SREC-II will soon be coming to an end and will be replaced by the Solar Massachusetts Renewable Target, or SMART, program. For those solar customers who already purchased their system under the SREC-I or SREC-II programs there won’t be any changes, but those who miss the SREC-II deadline will receive dramatically different and less lucrative incentives for their home solar installations.
To recap, the SREC-I program started in 2010 as a way to incentivize homeowners to invest in solar and receive a payment for every 1,000 kWh their system produced. This system quickly became very lucrative for homeowners, as the cost of solar continued to go down. This forced the state to launch the SREC-II program, which followed the same guidelines except for incentives were lowered by 5% every year. Under this program solar has become so popular that the end goal of the program, which was to reach 1,600 MW of solar capacity by 2020, is actually going to be met 3 years early. This is where the SMART program comes in.
It is important to note that there is no set date for the deployment of the SMART program, only that SREC II is nearing its final capacity. The argument for the SMART program is that it provides more certainty to the market. According to Sean Garran, a spokesman for Vote Solar, “The move to try and make our incentive program in Massachusetts more consistent and predictable over time and create a longer-term vision for what people can expect from the incentive program is a smart one”. Under SREC-II, the value of consumer benefit varied depending on market conditions, however due to a closely regulated pricing window the benefits have proven to remain strong. SMART, on the other hand, will offer a fixed compensation rate so that revenue for the project over the next 10 to 20 years will be known from the start. This change has a direct effect on the monthly savings of residential solar customers. For example, an 8,000 watt system under the SREC-II program would generate $19,000 in savings over its life. However, under the SMART program the savings would be about $10,400. Unlike the SREC-II program, where you would get this amount above and beyond your net metering, the value of energy determined by your provider is subtracted.
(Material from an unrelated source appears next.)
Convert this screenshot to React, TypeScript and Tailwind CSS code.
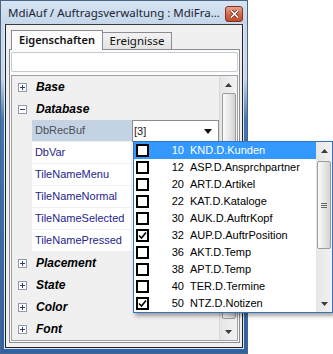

For example, if under SREC-II you would get $0.28 for every kWh you produce beyond your net metering, now under SMART it is likely to be closer to $0.18 per kWh. It is important to note that under both programs the customer is netting a savings over the life of a system. The difference in savings, however, is substantial.
A final detail about the SMART program is that the incentives decrease over time. The program has a block structure so that as each block fills up, the incentives go down. The block is set at 200 megawatts of solar installations, so that once enough residents install solar to reach that cap, the block is filled and incentives decrease by 4%. The decrease is meant to reflect solar technology becoming more cost effective, however as labor and balance of system costs rise, the 2 counterbalance. What this means for you is that the longer you wait to go solar, the less you save.
What does this mean for you as a potential customer? The most cost effective time to invest in solar for your home was yesterday. Today, however, there is still an opportunity to take advantage of the SREC-II program. Whether you go solar under the SREC-II or the SMART program, you are still likely to save money on your electric bill. The only difference between the two is the amount of savings. There is no set date yet on when the SREC-II will end, all we know is that they will soon be replaced by SMART. This means that to know for sure that you’ll be getting the most savings, the best time to go solar is now.